> TO BE DONE: Look through the data below. Collect every line where the word "with" occurs.

---------- SOURCE DATA ----------

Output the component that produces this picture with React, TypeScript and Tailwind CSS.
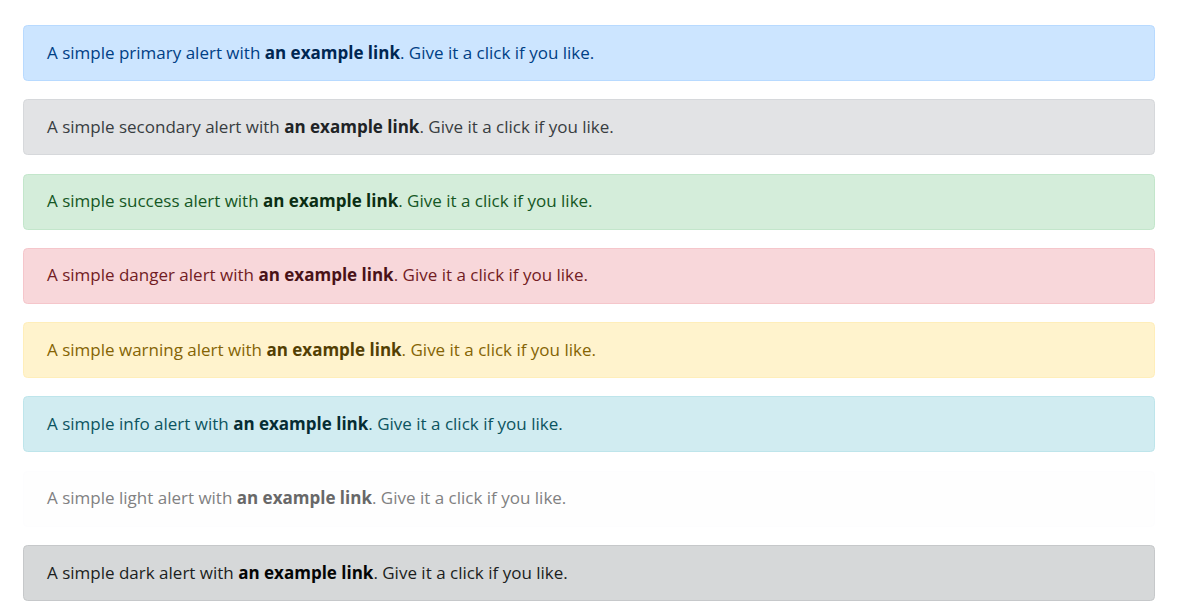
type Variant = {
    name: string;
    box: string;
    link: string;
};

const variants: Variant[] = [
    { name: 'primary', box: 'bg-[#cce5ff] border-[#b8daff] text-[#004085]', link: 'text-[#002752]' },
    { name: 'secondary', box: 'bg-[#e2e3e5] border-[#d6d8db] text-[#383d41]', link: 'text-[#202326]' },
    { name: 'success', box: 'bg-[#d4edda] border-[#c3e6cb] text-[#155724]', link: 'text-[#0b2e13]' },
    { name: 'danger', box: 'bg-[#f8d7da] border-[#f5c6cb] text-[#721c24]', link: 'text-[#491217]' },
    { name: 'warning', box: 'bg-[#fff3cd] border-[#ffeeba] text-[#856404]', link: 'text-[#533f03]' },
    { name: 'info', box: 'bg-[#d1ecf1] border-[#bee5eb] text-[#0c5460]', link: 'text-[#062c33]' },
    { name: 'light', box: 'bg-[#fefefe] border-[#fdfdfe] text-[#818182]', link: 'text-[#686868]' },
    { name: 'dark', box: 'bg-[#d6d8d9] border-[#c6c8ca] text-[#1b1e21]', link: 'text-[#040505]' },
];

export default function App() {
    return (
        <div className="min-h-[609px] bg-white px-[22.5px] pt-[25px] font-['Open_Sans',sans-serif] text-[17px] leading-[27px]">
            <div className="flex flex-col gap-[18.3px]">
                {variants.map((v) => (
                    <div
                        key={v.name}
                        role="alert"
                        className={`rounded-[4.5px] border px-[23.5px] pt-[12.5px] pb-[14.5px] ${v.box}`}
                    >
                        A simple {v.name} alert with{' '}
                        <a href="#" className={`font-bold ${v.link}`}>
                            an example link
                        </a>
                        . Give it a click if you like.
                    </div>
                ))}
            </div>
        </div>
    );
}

----------

> TASK ANSWER:
Output the component that produces this picture with React, TypeScript and Tailwind CSS.
                        A simple {v.name} alert with{' '}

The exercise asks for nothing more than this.